Last update: 17:23 | 11/08/2017
The University of Da Nang in collaboration with Fablab (fabrication laboratory) Da Nang, the United States Agency for International Development (USAID) and Arizona State University (ASU) officially launched a Maker Innovation Space in the central city yesterday.
Students of Da Nang Technology College demonstrate a solar-powered flood warning system at the Maker Innovation Space in Da Nang.
The space, located at Da Nang University, will help students gain skills to launch and test new technologies and innovative solutions for community development challenges with access to a fully equipped laboratory.
Maker Spaces enable university students to design, prototype, and manufacture their projects. The Đà Nẵng Maker Innovation Space will be equipped with 3-D printers, laser cutters, a wood and metal shop, as well as advanced design software available to all university student members.
Students will be able to use the Maker Innovation Space to translate the Science, Technology, Engineering, and Mathematics theory they learn in the classroom into prototypes for technological solutions for real-world problems. It is not only an educational facility, but also a solutions and inventions laboratory.
“The space is the most advanced innovation centre out of all Vietnamese universities and colleges, and we are proud to be the second city in Việt Nam developing such a space after HCM City,” said director of Da Nang University, Tran Van Nam.
He said the launching of the space was part of progressive efforts made by the University, USAID, ASU and Fablab Da Nang since 2015.
He hoped the space would act as a launching pad for innovations among students in the central and central highlands region.
“Technology is changing everything we know...countries and people that embrace innovation are in the driver’s seat. Innovators get to shape these changes,” said USAID Vietnam’s Deputy Mission Director Craig Hart at the launch event.
“I know this Maker Space will quickly become a place of collaboration, ideas, and experimentation. What I also expect, though, is that Viet Nam’s inventors and technology leaders of the future will come out of the Maker Movement.”
The Maker Innovation Space is a component of the USAID Building University-Industry Learning and Development through Innovation and Technology (BUILD-IT) Alliance, a five-year project funded by USAID and implemented by ASU. The BUILD-IT Alliance is designed to help Viet Nam modernize its Science, Technology, Engineering, and Mathematics (STEM) higher education system. With more than 16 high-tech industry partners, 16 university partners, and the support of the Ministry of Education and Training and the Ministry of Industry and Trade, the Alliance is strengthening higher education policy, enabling closer university-private sector collaboration, and modernising Viet Nam’s academic programmes in STEM fields.
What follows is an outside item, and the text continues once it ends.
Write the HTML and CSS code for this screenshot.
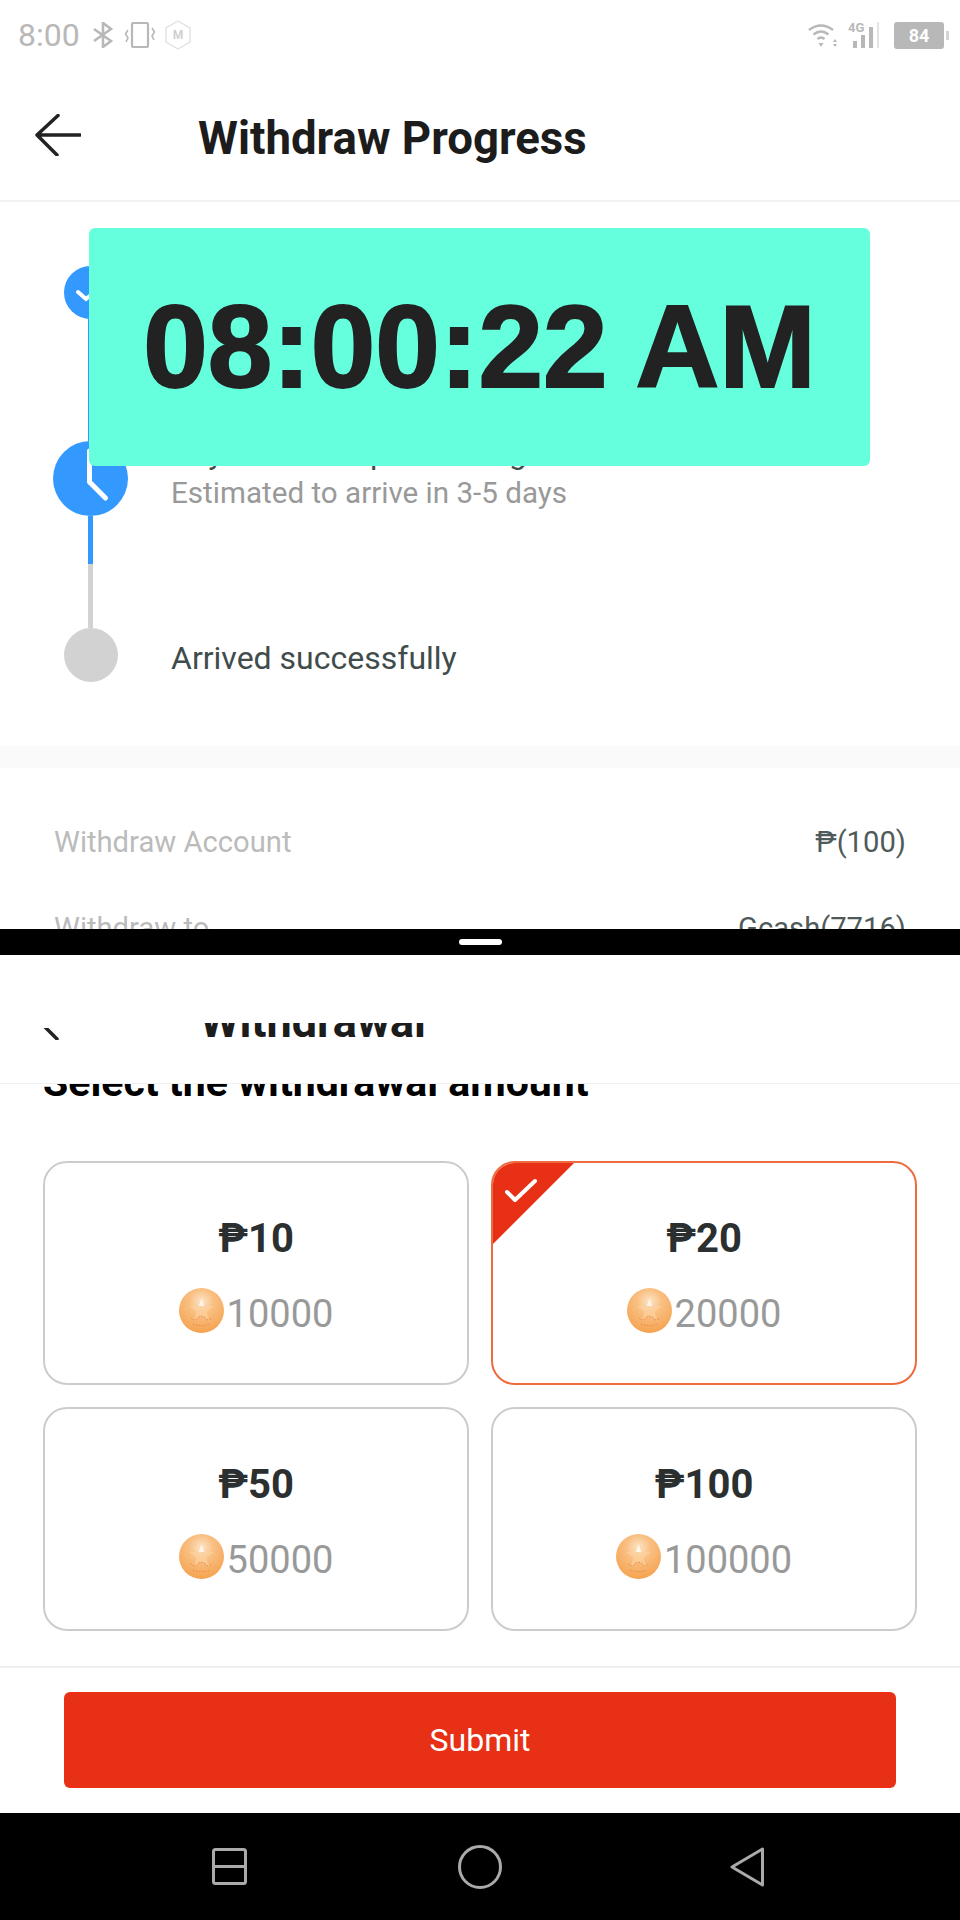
FILE: index.html
```html
<!DOCTYPE html>
<html lang="en">
  <head>
    <meta charset="UTF-8" />
    <meta name="viewport" content="width=device-width, initial-scale=1.0" />
    <title>Withdraw Progress</title>
    <link rel="stylesheet" href="styles.css">
  </head>
  <body>
    <svg class="defs" width="0" height="0">
      <defs>
        <radialGradient id="coin-fill" cx="50%" cy="30%" r="70%">
          <stop offset="0" stop-color="#fde6c8"></stop>
          <stop offset=".38" stop-color="#f9c084"></stop>
          <stop offset="1" stop-color="#f5a350"></stop>
        </radialGradient>
        <symbol id="coin" viewBox="0 0 45 45">
          <circle cx="22.500" cy="22.500" r="22.500" fill="url(#coin-fill)"></circle>
          <path d="M22.500 9l3.200 8.800 9.300.3-7.400 5.700 2.600 9-7.700-5.300-7.700 5.300 2.600-9-7.400-5.700 9.300-.3z" fill="#fbd3a2" opacity=".6"></path>
          <path d="M22.500 10l2.800 8h-5.600z" fill="#fff" opacity=".75"></path>
          <path d="M12 30q5 4 7-.5 3.500-2 7 0 2 4.500 7 .5M14 36q8.500 3.500 17 0" fill="none" stroke="#ea7a3c" stroke-width="1" stroke-dasharray="1.500 1.500" opacity=".85"></path>
        </symbol>
        <symbol id="back" viewBox="0 0 46 42">
          <path d="M45 21H3M23 1.500L2 21l20 20" fill="none" stroke="#222" stroke-width="3.500" stroke-linecap="round" stroke-linejoin="round"></path>
        </symbol>
      </defs>
    </svg>

    <main class="phone">
      <section class="top">
        <div class="status">
          <span class="clock">8:00</span>
          <svg class="ic-bt" viewBox="0 0 22 26"><path d="M2 7l17 12-8 6V1l8 6L2 19" fill="none" stroke="#b8b8b8" stroke-width="2.600"></path></svg>
          <svg class="ic-vib" viewBox="0 0 32 26"><rect x="8" y="1" width="16" height="24" rx="1.500" fill="none" stroke="#b8b8b8" stroke-width="2.200"></rect><path d="M4 8L1.500 12 4 16 2 20M28 6l2.500 4-2.500 4 2 4" fill="none" stroke="#b8b8b8" stroke-width="1.600"></path></svg>
          <svg class="ic-hex" viewBox="0 0 26 30"><path d="M13 1l12 7v14l-12 7-12-7V8z" fill="none" stroke="#e2e2e2" stroke-width="1.400"></path><text x="13" y="19" text-anchor="middle" class="hex-m">M</text></svg>
          <span class="status-gap"></span>
          <svg class="ic-wifi" viewBox="0 0 32 26"><path d="M1 8q12-9 24 0M5.500 12.500q7.500-6 15 0M9.500 17q3.500-3 7 0" fill="none" stroke="#b8b8b8" stroke-width="2.600"></path><path d="M10.500 21h5L13 25zM27 17l2 3h-4zM25 22h4l-2 3z" fill="#b8b8b8"></path></svg>
          <div class="ic-net">
            <span class="net-label">4G</span>
            <svg viewBox="0 0 30 26"><path d="M2 26v-7h4v7zM10 26V13h4v13zM18 26V5h4v21z" fill="#b8b8b8"></path><path d="M26 26V0h2v26z" fill="#e4e4e4"></path></svg>
          </div>
          <div class="battery"><span>84</span></div>
          <span class="battery-nub"></span>
        </div>

        <header class="head">
          <svg class="back"><use href="#back"></use></svg>
          <h1>Withdraw Progress</h1>
        </header>

        <div class="steps">
          <div class="step">
            <div class="step-mark">
              <svg class="dot-small" viewBox="0 0 53 53"><circle cx="26.500" cy="26.500" r="26.500" fill="#3399ff"></circle><path d="M14 26l8 7 16-13" fill="none" stroke="#fff" stroke-width="4" stroke-linecap="round"></path></svg>
              <span class="line line-first"></span>
            </div>
            <div class="step-text">
              <p class="step-title">Withdrawal application submitted</p>
            </div>
          </div>
          <div class="step">
            <div class="step-mark">
              <svg class="dot-big" viewBox="0 0 75 75"><circle cx="37.500" cy="37.500" r="37.500" fill="#3399ff"></circle><path d="M36.500 10v31l16 16" fill="none" stroke="#fff" stroke-width="5" stroke-linecap="round" stroke-linejoin="round"></path></svg>
              <span class="line line-blue"></span>
              <span class="line line-grey"></span>
            </div>
            <div class="step-text step-text-current">
              <p class="step-title">Payment is in processing</p>
              <p class="step-sub">Estimated to arrive in 3-5 days</p>
            </div>
          </div>
          <div class="step">
            <div class="step-mark">
              <span class="dot-off"></span>
            </div>
            <div class="step-text step-text-last">
              <p class="step-title">Arrived successfully</p>
            </div>
          </div>
        </div>

        <div class="band"></div>

        <div class="rows">
          <div class="row"><span>Withdraw Account</span><b>₱(100)</b></div>
          <div class="row"><span>Withdraw to</span><b>Gcash(7716)</b></div>
        </div>

        <div class="stamp">08:00:22 AM</div>
      </section>

      <div class="split"><span></span></div>

      <section class="bottom">
        <header class="sub-head">
          <div class="sub-clip">
            <svg class="back back-cut"><use href="#back"></use></svg>
            <h2>Withdrawal</h2>
          </div>
        </header>

        <div class="amounts">
          <div class="amounts-scroll">
            <h3>Select the withdrawal amount</h3>
            <div class="cards">
              <div class="card">
                <div class="price">₱10</div>
                <div class="coins"><svg class="coin"><use href="#coin"></use></svg><span>10000</span></div>
              </div>
              <div class="card active">
                <div class="corner">
                  <svg viewBox="0 0 85 85"><path d="M16 31l8 8 20-19" fill="none" stroke="#fff" stroke-width="4" stroke-linecap="round" stroke-linejoin="round"></path></svg>
                </div>
                <div class="price">₱20</div>
                <div class="coins"><svg class="coin"><use href="#coin"></use></svg><span>20000</span></div>
              </div>
              <div class="card">
                <div class="price">₱50</div>
                <div class="coins"><svg class="coin"><use href="#coin"></use></svg><span>50000</span></div>
              </div>
              <div class="card">
                <div class="price">₱100</div>
                <div class="coins"><svg class="coin"><use href="#coin"></use></svg><span>100000</span></div>
              </div>
            </div>
          </div>
        </div>

        <footer class="actions">
          <button class="submit">Submit</button>
        </footer>
      </section>

      <nav class="nav">
        <svg class="nav-recent" viewBox="0 0 35 37"><rect x="1.500" y="1.500" width="32" height="34" rx="2" fill="none" stroke="#aaa" stroke-width="3"></rect><path d="M1.500 18.500h32" stroke="#aaa" stroke-width="3"></path></svg>
        <svg class="nav-home" viewBox="0 0 44 44"><circle cx="22" cy="22" r="20.500" fill="none" stroke="#aaa" stroke-width="3"></circle></svg>
        <svg class="nav-back" viewBox="0 0 34 40"><path d="M32.500 2v36L2 20z" fill="none" stroke="#aaa" stroke-width="3" stroke-linejoin="round"></path></svg>
      </nav>
    </main>
  </body>
</html>
```

FILE: styles.css
```css
:root {
  --blue: #3399ff;
  --red: #e73015;
  --muted: #999;
  --ink: #2b2f2f;
}

* {
  box-sizing: border-box;
}

body {
  margin: 0;
  background: #fff;
  font-family: Roboto, "Noto Sans", sans-serif;
}

p,
h1,
h2,
h3 {
  margin: 0;
}

.defs {
  position: absolute;
}

.phone {
  display: flex;
  flex-direction: column;
  width: 960px;
  height: 1920px;
  overflow: hidden;
}

/* upper window */
.top {
  position: relative;
  height: 929px;
  overflow: hidden;
  flex: none;
}

.status {
  display: flex;
  align-items: center;
  height: 70px;
  padding: 0 11px 0 18px;
}

.clock {
  margin-right: 12px;
  color: #b8b8b8;
  font-size: 32px;
}

.ic-bt {
  width: 22px;
  height: 26px;
  margin-right: 10px;
}

.ic-vib {
  width: 32px;
  height: 26px;
  margin-right: 9px;
}

.ic-hex {
  width: 26px;
  height: 30px;
}

.hex-m {
  fill: #d0d0d0;
  font-size: 12px;
  font-weight: 700;
}

.status-gap {
  flex: 1;
}

.ic-wifi {
  width: 32px;
  height: 26px;
  margin-right: 7px;
}

.ic-net {
  position: relative;
  width: 34px;
  height: 26px;
  margin-right: 13px;
}

.ic-net svg {
  display: block;
  width: 30px;
  height: 26px;
  margin-left: 4px;
}

.net-label {
  position: absolute;
  top: -2px;
  left: 1px;
  color: #b8b8b8;
  font-size: 13px;
  font-weight: 700;
}

.battery {
  display: flex;
  justify-content: center;
  align-items: center;
  width: 50px;
  height: 27px;
  border-radius: 3px;
  background: #b8b8b8;
  color: #fff;
  font-size: 18px;
  font-weight: 700;
}

.battery-nub {
  width: 3px;
  height: 9px;
  margin-left: 2px;
  background: #d4d4d4;
}

.head {
  display: flex;
  align-items: center;
  height: 132px;
  padding-left: 35px;
  border-bottom: 2px solid #f2f2f2;
}

.back {
  display: block;
  width: 46px;
  height: 42px;
  flex: none;
}

.head h1 {
  margin: 6px 0 0 117px;
  color: #1c1c1c;
  font-size: 45.6px;
  font-weight: 700;
}

.steps {
  padding: 64px 0 0 53px;
}

.step {
  display: flex;
  gap: 43px;
}

.step-mark {
  display: flex;
  flex-direction: column;
  align-items: center;
  width: 75px;
  flex: none;
}

.dot-small {
  display: block;
  width: 53px;
  height: 53px;
}

.dot-big {
  display: block;
  width: 75px;
  height: 75px;
}

.dot-off {
  display: block;
  width: 54px;
  height: 54px;
  border-radius: 50%;
  background: #d2d2d2;
}

.line {
  display: block;
  width: 5px;
}

.line-first {
  height: 122px;
  background: var(--blue);
}

.line-blue {
  height: 48px;
  background: var(--blue);
}

.line-grey {
  height: 64px;
  background: #d2d2d2;
}

.step-title {
  color: #3f4c4b;
  font-size: 32px;
  line-height: 36px;
}

.step-text-current {
  margin-top: -6px;
}

.step-text-last {
  padding-top: 12px;
}

.step-sub {
  margin-top: 4px;
  color: var(--muted);
  font-size: 29.6px;
  line-height: 36px;
}

.band {
  height: 22px;
  margin-top: 64px;
  background: #fafafa;
}

.rows {
  padding: 56px 54px 0;
}

.row {
  display: flex;
  justify-content: space-between;
  margin-bottom: 50px;
  color: #bbb;
  font-size: 29.2px;
  line-height: 36px;
}

.row b {
  color: #4f5b5a;
  font-weight: 400;
}

.stamp {
  position: absolute;
  top: 228px;
  left: 89px;
  display: flex;
  justify-content: center;
  align-items: center;
  width: 781px;
  height: 238px;
  border-radius: 6px;
  background: #66ffdd;
  color: #222;
  font-family: "Liberation Sans", Arial, sans-serif;
  font-size: 116px;
  font-weight: 700;
  -webkit-text-stroke: 2px #222;
}

.split {
  display: flex;
  justify-content: center;
  align-items: center;
  height: 26px;
  flex: none;
  background: #000;
}

.split span {
  width: 43px;
  height: 6px;
  border-radius: 3px;
  background: #fff;
}

/* lower window */
.bottom {
  display: flex;
  flex-direction: column;
  flex: 1;
  min-height: 0;
}

.sub-head {
  height: 129px;
  padding-top: 68px;
  flex: none;
  border-bottom: 1px solid #f0f0f0;
}

.sub-clip {
  display: flex;
  height: 60px;
  padding-left: 35px;
  overflow: hidden;
}

.back-cut {
  margin-top: -25px;
  clip-path: inset(30px 0 0 0);
}

.sub-clip h2 {
  margin: -21px 0 0 119px;
  color: #1c1c1c;
  font-size: 45px;
  font-weight: 700;
  line-height: 40px;
}

.amounts {
  height: 584px;
  flex: none;
  overflow: hidden;
  border-bottom: 2px solid #eee;
}

.amounts-scroll {
  padding: 0 43px;
}

.amounts h3 {
  margin-top: -24px;
  color: #000;
  font-size: 41px;
  font-weight: 700;
  line-height: 44px;
}

.cards {
  display: grid;
  grid-template-columns: 426px 426px;
  grid-auto-rows: 224px;
  gap: 22px;
  margin-top: 57px;
}

.card {
  position: relative;
  display: flex;
  flex-direction: column;
  justify-content: center;
  align-items: center;
  gap: 25px;
  padding-top: 2px;
  overflow: hidden;
  border: 2px solid #cccccc;
  border-radius: 24px;
}

.card.active {
  border-color: #ee6a3f;
}

.corner {
  position: absolute;
  top: -2px;
  left: -2px;
  width: 85px;
  height: 85px;
  background: var(--red);
  clip-path: polygon(0 0, 100% 0, 0 100%);
}

.corner svg {
  display: block;
}

.price {
  color: var(--ink);
  font-size: 40px;
  font-weight: 700;
  line-height: 48px;
}

.coins {
  display: flex;
  align-items: center;
  gap: 3px;
  height: 45px;
  color: var(--muted);
  font-size: 38px;
}

.coins span {
  margin-top: 6px;
}

.coin {
  width: 45px;
  height: 45px;
}

.actions {
  display: flex;
  justify-content: center;
  padding-top: 24px;
}

.submit {
  width: 832px;
  height: 96px;
  border: 0;
  border-radius: 6px;
  background: var(--red);
  color: #fff;
  font-family: inherit;
  font-size: 32px;
}

.nav {
  display: flex;
  align-items: center;
  height: 107px;
  flex: none;
  padding: 0 0 0 212px;
  background: #000;
}

.nav-recent {
  width: 35px;
  height: 37px;
}

.nav-home {
  width: 44px;
  height: 44px;
  margin: 0 228px 0 211px;
}

.nav-back {
  width: 34px;
  height: 40px;
}
```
USAID BUILD-IT launched its first Maker Innovation Space in HCM City’s Sai Gon Hi-Tech Park and selected Da Nang for its second facility based on the city’s reputation for innovation and the strength of its partners here.
USAID aims to help coming generations of university graduates achieve inclusive, technology-based growth, which fits squarely into Viet Nam’s ongoing effort to revolutionise its economy under the Viet Nam 2035 strategy.
Earlier this year, Da Nang University and University of Nice Sophia Antipolis and the Agence Universitaire de la Francophonie (AUF) (Francophone University Association) inked a Memorandum of Understanding (MoU) in the fields of scientific research, education and student exchange, technology transfer, communications, business management, water management, and embedded software systems.
The university also plans to establish a teacher training college for engineering and the Việt Nam-United Kingdom University in the central city from next year.
Da Nang University, which is one of the top 50 universities in ASEAN, and a key human resource centre for the central and Central Highlands regions, has developed 12 college-level education centres and trains 90,000 students per year.